Written task:
Select every line containing the word "React" from the material, and copy those lines.

Data extract:
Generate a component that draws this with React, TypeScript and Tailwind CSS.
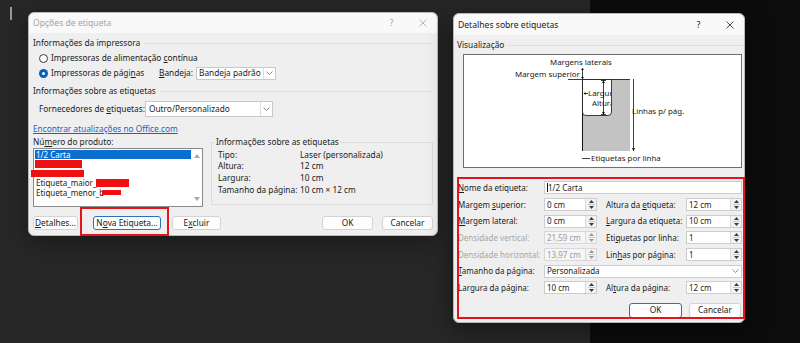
import React from "react";

const underlineKey = (before: string, key: string, after: string) => (
  <>
    {before}
    <span className="underline underline-offset-[1px]">{key}</span>
    {after}
  </>
);

function Chevron() {
  return (
    <svg width="7" height="4" viewBox="0 0 7 4">
      <path d="M0.5 0.5 L3.5 3.5 L6.5 0.5" fill="none" stroke="#6e6e6e" strokeWidth="0.8" />
    </svg>
  );
}

function Spin({ disabled }: { disabled?: boolean }) {
  const c = disabled ? "#9a9a9a" : "#3a3a3a";
  return (
    <div className="flex h-full w-[11px] flex-col items-center justify-center gap-[1px] border-l border-[#dadada] bg-[#f2f2f2]">
      <svg width="5" height="3" viewBox="0 0 5 3">
        <path d="M0 3 L2.5 0 L5 3Z" fill={c} />
      </svg>
      <div className="h-px w-[7px] bg-[#c9c9c9]" />
      <svg width="5" height="3" viewBox="0 0 5 3">
        <path d="M0 0 L2.5 3 L5 0Z" fill={c} />
      </svg>
    </div>
  );
}

function Header({ children }: { children: React.ReactNode }) {
  return (
    <div className="flex h-[14px] items-center">
      <span className="whitespace-nowrap">{children}</span>
      <div className="ml-[4px] h-px flex-1 bg-[#dedede]" />
    </div>
  );
}

function TitleBar({ title, active }: { title: string; active?: boolean }) {
  return (
    <div
      className={`flex items-center rounded-t-[6px] bg-[#f9f9f9] pl-[4px] ${
        active ? "h-[21px] text-[#1b1b1b]" : "h-[20px] text-[#a3a3a3]"
      }`}
    >
      <span className="text-[8.6px]">{title}</span>
      <span className={`ml-auto w-[33px] text-center text-[9px] ${active ? "text-[#222]" : "text-[#a3a3a3]"}`}>?</span>
      <span className="flex w-[29px] justify-center">
        <svg width="8" height="8" viewBox="0 0 8 8">
          <path d="M0.5 0.5 L7.5 7.5 M7.5 0.5 L0.5 7.5" stroke={active ? "#222" : "#a3a3a3"} strokeWidth="0.8" />
        </svg>
      </span>
    </div>
  );
}

function Button({
  children,
  w,
  focus,
  className = "",
}: {
  children: React.ReactNode;
  w: string;
  focus?: boolean;
  className?: string;
}) {
  return (
    <div
      className={`flex h-full items-center justify-center whitespace-nowrap rounded-[3px] bg-[#fdfdfd] ${w} ${
        focus ? "border border-[#2f6fb6] shadow-[inset_0_0_0_1px_#ffffff]" : "border border-[#d3d3d3]"
      } ${className}`}
    >
      {children}
    </div>
  );
}

function LabelOptions() {
  return (
    <div className="absolute left-[28px] top-[12px] h-[224px] w-[410px] rounded-[6px] border border-[#b8b8b8] bg-[#efefef] shadow-[0_6px_24px_rgba(0,0,0,0.35)]">
      <TitleBar title="Opções de etiqueta" />
      <div className="flex flex-col whitespace-nowrap px-[4px]">
        <div className="mt-[3px]">
          <Header>Informações da impressora</Header>
        </div>
        <div className="mt-[1px] flex h-[14px] items-center pl-[6px]">
          <div className="h-[9px] w-[9px] rounded-full border border-[#3c3c3c] bg-white" />
          <span className="ml-[3px]">{underlineKey("Impressoras de alimentação ", "c", "ontínua")}</span>
        </div>
        <div className="mt-[1px] flex h-[14px] items-center pl-[6px]">
          <div className="flex w-[120px] items-center">
            <div className="flex h-[9px] w-[9px] items-center justify-center rounded-full bg-[#0a5fb4]">
              <div className="h-[3px] w-[3px] rounded-full bg-white" />
            </div>
            <span className="ml-[3px]">{underlineKey("Impressoras de pági", "n", "as")}</span>
          </div>
          <span className="w-[37px]">{underlineKey("", "B", "andeja:")}</span>
          <div className="flex h-[13px] w-[80px] items-center border border-[#c9c9c9] bg-white">
            <span className="flex-1 pl-[2px]">Bandeja padrão</span>
            <div className="flex h-full w-[12px] items-center justify-center border-l border-[#dcdcdc]">
              <Chevron />
            </div>
          </div>
        </div>
        <div className="mt-[4px]">
          <Header>Informações sobre as etiquetas</Header>
        </div>
        <div className="mt-[3px] flex h-[16px] items-center pl-[6px]">
          <span className="w-[106px]">{underlineKey("Fornecedores de ", "e", "tiquetas:")}</span>
          <div className="flex h-[16px] w-[128px] items-center border border-[#c9c9c9] bg-white">
            <span className="flex-1 pl-[3px]">Outro/Personalizado</span>
            <div className="flex h-full w-[12px] items-center justify-center border-l border-[#dcdcdc]">
              <Chevron />
            </div>
          </div>
        </div>
        <div className="mt-[6px] flex h-[12px] items-center">
          <span className="text-[#1a62c4] underline underline-offset-[1px]">Encontrar atualizações no Office.com</span>
        </div>
        <div className="flex">
          <div className="flex w-[170px] flex-col">
            <div className="flex h-[13px] items-center">{underlineKey("Nú", "m", "ero do produto:")}</div>
            <div className="flex h-[59px] border border-[#8a8a8a] bg-white">
              <div className="flex flex-1 flex-col pl-[1px] pt-[1px] text-[8px] leading-[9px]">
                <div className="flex h-[9.4px] items-center bg-[#0a6fd0] pl-[1px] text-white">1/2 Carta</div>
                <div className="flex h-[9.4px] items-center">
                  <div className="h-[8px] w-[47px] bg-[#f01010]" />
                </div>
                <div className="-ml-[4px] flex h-[9.4px] items-center">
                  <div className="h-[7px] w-[53px] bg-[#f01010]" />
                </div>
                <div className="flex h-[9.4px] items-center pl-[1px]">
                  Etiqueta_maior_
                  <div className="h-[8px] w-[33px] bg-[#f01010]" />
                </div>
                <div className="flex h-[9.4px] items-center pl-[1px]">
                  Etiqueta_menor_b
                  <div className="-ml-[2px] h-[5px] w-[19px] bg-[#f01010]" />
                </div>
              </div>
              <div className="flex w-[11px] flex-col items-center justify-between py-[5px]">
                <svg width="6" height="4" viewBox="0 0 6 4">
                  <path d="M0 4 L3 0 L6 4Z" fill="#a8a8a8" />
                </svg>
                <svg width="6" height="4" viewBox="0 0 6 4">
                  <path d="M0 0 L3 4 L6 0Z" fill="#a8a8a8" />
                </svg>
              </div>
            </div>
          </div>
          <div className="relative ml-[8px] mt-[7px] h-[63px] flex-1 border border-[#dcdcdc] pl-[6px] pt-[6px]">
            <span className="absolute -top-[7px] left-[3px] bg-[#efefef] px-[1px] leading-[12px]">
              Informações sobre as etiquetas
            </span>
            {[
              ["Tipo:", "Laser (personalizada)"],
              ["Altura:", "12 cm"],
              ["Largura:", "10 cm"],
              ["Tamanho da página:", "10 cm × 12 cm"],
            ].map(([k, v]) => (
              <div key={k} className="flex h-[11.66px] items-center">
                <span className="w-[82px]">{k}</span>
                <span>{v}</span>
              </div>
            ))}
          </div>
        </div>
        <div className="mt-[9px] flex h-[14px] items-stretch">
          <Button w="w-[45px]">{underlineKey("", "D", "etalhes...")}</Button>
          <div className="relative ml-[15px] w-[68px]">
            <Button w="w-[68px]" focus>
              {underlineKey("N", "o", "va Etiqueta...")}
            </Button>
            <div className="absolute -bottom-[6px] -left-[13px] -right-[8px] -top-[9px] border-2 border-[#e3141c]" />
          </div>
          <Button w="w-[49px]" className="ml-[11px]">
            {underlineKey("E", "x", "cluir")}
          </Button>
          <Button w="w-[51px]" className="ml-auto">
            OK
          </Button>
          <Button w="w-[51px]" className="ml-[9px]">
            Cancelar
          </Button>
        </div>
      </div>
    </div>
  );
}

function Preview() {
  const clip = "labelClip";
  return (
    <svg width="277" height="112" viewBox="0 0 277 112" className="block">
      <defs>
        <clipPath id={clip}>
          <rect x="118" y="24" width="29" height="36" />
        </clipPath>
      </defs>
      <g fontFamily="'Noto Sans', sans-serif" fontSize="7.9" fill="#1a1a1a">
        <text x="86" y="10">Margens laterais</text>
        <text x="51" y="22">Margem superior</text>
        <text x="168" y="59">Linhas p/ pág.</text>
        <text x="127" y="106">Etiquetas por linha</text>
      </g>
      <rect x="118" y="24" width="48" height="72" fill="#c3c3c3" />
      <line x1="118.5" y1="24" x2="118.5" y2="96" stroke="#111" strokeWidth="1" />
      <line x1="104" y1="24.5" x2="166" y2="24.5" stroke="#111" strokeWidth="0.8" />
      <path d="M118.5 24.5 H147.5 V57 Q147.5 60.5 144 60.5 H122 Q118.5 60.5 118.5 57 Z" fill="#fff" stroke="#111" strokeWidth="0.8" />
      <g clipPath={`url(#${clip})`} fontFamily="'Noto Sans', sans-serif" fontSize="7.9" fill="#1a1a1a">
        <text x="124" y="41">Largura</text>
        <text x="128" y="51">Altura</text>
      </g>
      <line x1="118.5" y1="13" x2="118.5" y2="24" stroke="#111" strokeWidth="0.8" />
      <path d="M117 15 L118.5 13 L120 15Z M117 22 L118.5 24 L120 22Z" fill="#111" />
      <line x1="120" y1="38.5" x2="124" y2="38.5" stroke="#111" strokeWidth="0.8" />
      <path d="M121.5 37 L119.5 38.5 L121.5 40Z" fill="#111" />
      <line x1="139.5" y1="25" x2="139.5" y2="60" stroke="#111" strokeWidth="0.8" />
      <line x1="137" y1="25.5" x2="142" y2="25.5" stroke="#111" strokeWidth="0.8" />
      <line x1="137" y1="59.5" x2="142" y2="59.5" stroke="#111" strokeWidth="0.8" />
      <path d="M138 28 L139.5 25.5 L141 28Z M138 57 L139.5 59.5 L141 57Z" fill="#111" />
      <line x1="169.5" y1="24" x2="169.5" y2="96" stroke="#111" strokeWidth="0.8" />
      <path d="M168 93 L169.5 96 L171 93Z" fill="#111" />
      <line x1="118" y1="103.5" x2="126" y2="103.5" stroke="#111" strokeWidth="0.8" />
    </svg>
  );
}

function Field({
  value,
  w,
  disabled,
}: {
  value: string;
  w: string;
  disabled?: boolean;
}) {
  return (
    <div
      className={`flex h-[13px] items-stretch border ${w} ${
        disabled ? "border-[#d8d8d8] bg-[#f6f6f6] text-[#9b9b9b]" : "border-[#cdcdcd] bg-white"
      }`}
    >
      <span className="flex flex-1 items-center pl-[2px]">{value}</span>
      <Spin disabled={disabled} />
    </div>
  );
}

function Details() {
  const pairRows: [React.ReactNode, string, boolean, React.ReactNode, string][] = [
    [underlineKey("Margem ", "s", "uperior:"), "0 cm", false, underlineKey("Altura da ", "e", "tiqueta:"), "12 cm"],
    [underlineKey("", "M", "argem lateral:"), "0 cm", false, underlineKey("", "L", "argura da etiqueta:"), "10 cm"],
    ["Densidade vertical:", "21,59 cm", true, underlineKey("Eti", "q", "uetas por linha:"), "1"],
    ["Densidade horizontal:", "13,97 cm", true, underlineKey("Lin", "h", "as por página:"), "1"],
  ];
  const pair = (
    label: React.ReactNode,
    value: string,
    dis: boolean,
    label2: React.ReactNode,
    value2: string,
    key: string
  ) => (
    <div key={key} className="flex h-[16.67px] items-center">
      <span className={`w-[86px] overflow-hidden whitespace-nowrap ${dis ? "text-[#a6a6a6]" : ""}`}>{label}</span>
      <Field value={value} w="w-[53px]" disabled={dis} />
      <span className="ml-[9px] w-[80px] whitespace-nowrap">{label2}</span>
      <Field value={value2} w="w-[56px]" />
    </div>
  );
  return (
    <div className="absolute left-[453px] top-[13px] h-[310px] w-[292px] rounded-[6px] border border-[#b8b8b8] bg-[#efefef] shadow-[0_6px_24px_rgba(0,0,0,0.45)]">
      <TitleBar title="Detalhes sobre etiquetas" active />
      <div className="flex flex-col whitespace-nowrap">
        <div className="mt-[3px] pl-[3px]">
          <Header>Visualização</Header>
        </div>
        <div className="ml-[9px] mt-[2px] h-[114px] w-[279px] border border-[#6f6f6f] bg-white">
          <Preview />
        </div>
        <div className="mt-[11.67px] flex flex-col pl-[4px] text-[8px]">
          <div className="flex h-[16.67px] items-center">
            <span className="w-[86px]">{underlineKey("", "N", "ome da etiqueta:")}</span>
            <div className="flex h-[13px] w-[198px] items-center border border-[#cdcdcd] bg-white pl-[2px]">
              <span className="h-[9px] w-px bg-[#111]" />
              1/2 Carta
            </div>
          </div>
          {pairRows.map((r, i) => pair(r[0], r[1], r[2], r[3], r[4], String(i)))}
          <div className="flex h-[16.67px] items-center">
            <span className="w-[86px]">{underlineKey("", "T", "amanho da página:")}</span>
            <div className="flex h-[13px] w-[198px] items-center border border-[#cdcdcd] bg-white">
              <span className="flex-1 pl-[2px]">Personalizada</span>
              <div className="flex w-[12px] justify-center">
                <Chevron />
              </div>
            </div>
          </div>
          {pair(
            underlineKey("Largura da pá", "g", "ina:"),
            "10 cm",
            false,
            underlineKey("Al", "t", "ura da página:"),
            "12 cm",
            "last"
          )}
        </div>
        <div className="mt-[6.67px] flex h-[15px] justify-end pr-[3px]">
          <Button w="w-[53px]" focus>
            OK
          </Button>
          <Button w="w-[52px]" className="ml-[7px]">
            Cancelar
          </Button>
        </div>
      </div>
      <div className="absolute left-[3px] top-[163px] h-[142px] w-[288px] border-2 border-[#e3141c]" />
    </div>
  );
}

export default function App() {
  return (
    <div className="relative flex h-[343px] w-[800px] overflow-hidden font-['Noto_Sans',sans-serif] text-[8.3px] leading-[12px] text-[#1b1b1b]">
      <div className="h-full w-[590px] bg-[#272727]" />
      <div className="h-full flex-1 bg-[#0c0c0c]" />
      <div className="absolute left-[10px] top-[7px] h-[13px] w-[2px] bg-[#9a9a9a]" />
      <LabelOptions />
      <Details />
    </div>
  );
}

Solution below:
Generate a component that draws this with React, TypeScript and Tailwind CSS.
import React from "react";
function Header({ children }: { children: React.ReactNode }) {
  children: React.ReactNode;
  const pairRows: [React.ReactNode, string, boolean, React.ReactNode, string][] = [
    label: React.ReactNode,
    label2: React.ReactNode,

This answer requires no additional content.